Scaling AncestryDNA using Hadoop and HBase

Grand Ballroom A
Monday, 2:50pm - 3:40pm

What do you get when you take Bioinformatics Scientists with PhDs and mix them up with Software Engineers? Why Ancestry DNA on Hadoop and HBase! Get the whole story from both the management (Bill Yetman, Sr. Director) and developer (Jeremy Pollack, Principle Engineer/Team Lead) points of view. Find out how this unique cast of characters took academic programs and created an industrial, scalable, DNA processing pipeline (a real Big Data problem) using Hadoop and HBase. The final implementation provided a 1700% performance improvement.

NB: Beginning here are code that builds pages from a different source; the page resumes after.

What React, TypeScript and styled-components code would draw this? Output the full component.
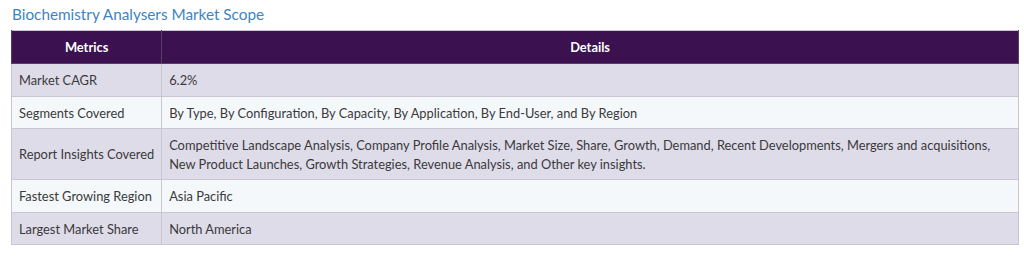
import React from 'react';
import styled, {createGlobalStyle} from 'styled-components';

type Row = {
    metric: string;
    details: string;
};

const rows: Row[] = [
    {metric: 'Market CAGR', details: '6.2%'},
    {
        metric: 'Segments Covered',
        details: 'By Type, By Configuration, By Capacity, By Application, By End-User, and By Region',
    },
    {
        metric: 'Report Insights Covered',
        details: 'Competitive Landscape Analysis, Company Profile Analysis, Market Size, Share, Growth, Demand, Recent Developments, Mergers and acquisitions, New Product Launches, Growth Strategies, Revenue Analysis, and Other key insights.',
    },
    {metric: 'Fastest Growing Region', details: 'Asia Pacific'},
    {metric: 'Largest Market Share', details: 'North America'},
];

const App = () => (
    <>
        <GlobalStyle/>
        <Page>
            <Title>Biochemistry Analysers Market Scope</Title>
            <Table>
                <thead>
                    <tr>
                        <HeadCell $width={150}>Metrics</HeadCell>
                        <HeadCell>Details</HeadCell>
                    </tr>
                </thead>
                <tbody>
                    {rows.map((row, i) => (
                        <BodyRow key={row.metric} $striped={i % 2 === 0}>
                            <MetricCell>{row.metric}</MetricCell>
                            <Cell>{row.details}</Cell>
                        </BodyRow>
                    ))}
                </tbody>
            </Table>
        </Page>
    </>
);

export default App;

const GlobalStyle = createGlobalStyle`
    html, body {
        margin: 0;
        padding: 0;
        background: #ffffff;
    }
`;

const Page = styled.div`
    padding: 4px 6px 0 11px;
    font-family: Lato, "Open Sans", sans-serif;
`;

const Title = styled.h2`
    margin: 0 0 6px 1px;
    font-size: 15.3px;
    font-weight: 400;
    line-height: 20px;
    color: #3f84bf;
`;

const Table = styled.table`
    width: 1008px;
    border-collapse: collapse;
    border: 1px solid #c9c6d2;
    font-size: 12.85px;
    color: #3a3a3a;
`;

const HeadCell = styled.th<{$width?: number}>`
    ${(p) => (p.$width ? `width: ${p.$width}px;` : '')}
    height: 33px;
    padding: 0 8px;
    box-sizing: border-box;
    background: #3b1150;
    color: #ffffff;
    font-weight: 700;
    text-align: center;
    border: 1px solid #5a3d6b;
    border-top: none;
`;

const BodyRow = styled.tr<{$striped: boolean}>`
    background: ${(p) => (p.$striped ? '#dfdcea' : '#f4f8fb')};
`;

const Cell = styled.td`
    padding: 7px 7px 6px 7px;
    line-height: 18.5px;
    border: 1px solid #c9c6d2;
    vertical-align: middle;
    text-align: left;
`;

const MetricCell = styled(Cell)`
    white-space: nowrap;
`;
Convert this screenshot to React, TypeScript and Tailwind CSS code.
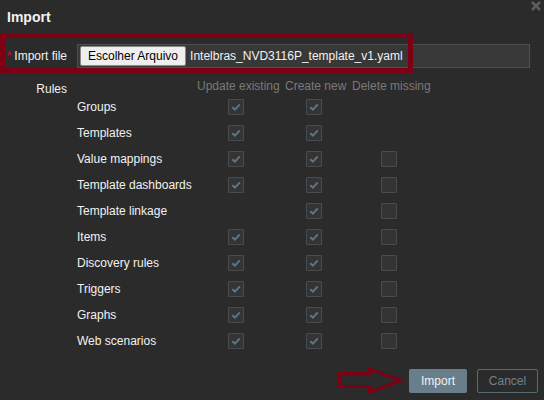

You don’t know how DNA matching works? No worries. We’ll provide a simple example so you follow along. A full autosomal test, 700,000 SNPs used for ethnicity and matching, a DNA pool size of 120,000 samples, and over 6 million 4th cousin matches already delivered to our users. Learn how Agile techniques (start simple, get going, iterate), the “measure everything” principle, and a unique mix of scientists and engineers worked together to create a truly unique breakthrough architecture – and created a unique Family History Product along the way.

Jeremy.Pollack's picture
Jeremy is a senior engineer at Ancestry.com, where he supports a team of scientists and makes their discoveries scale. In the past, he’s written code that withstood the traffic from a Superbowl ad, created the content management system for one of the web’s most popular parenting sites, and oversaw the technology needs of a well-known online magazine. When he’s not coding, he enjoys reading, playing the darbuka, and throwing awesome dinner parties.
Bill.Yetman's picture
Bill Yetman has served as Senior Director of Engineering at Ancestry.com since January 2011. Bill has held multiple positions with Ancestry.com from August 2002, including Senior Director of Engineering, Director of Sites, Mobile and APIs, Director of Ad Operations and Ad Sales, Senior Software Manager of eCommerce and Senior Software Devloper. Prior to joining Ancestry.com, he held several developer and programmer roles with Coresoft Technologies, Inc., Novell/Word Perfect, Fujitsu Systems of America and NCR. Mr. Yetman holds a B.S. in Computer Science and a B.A. in Psychology from San Diego State University.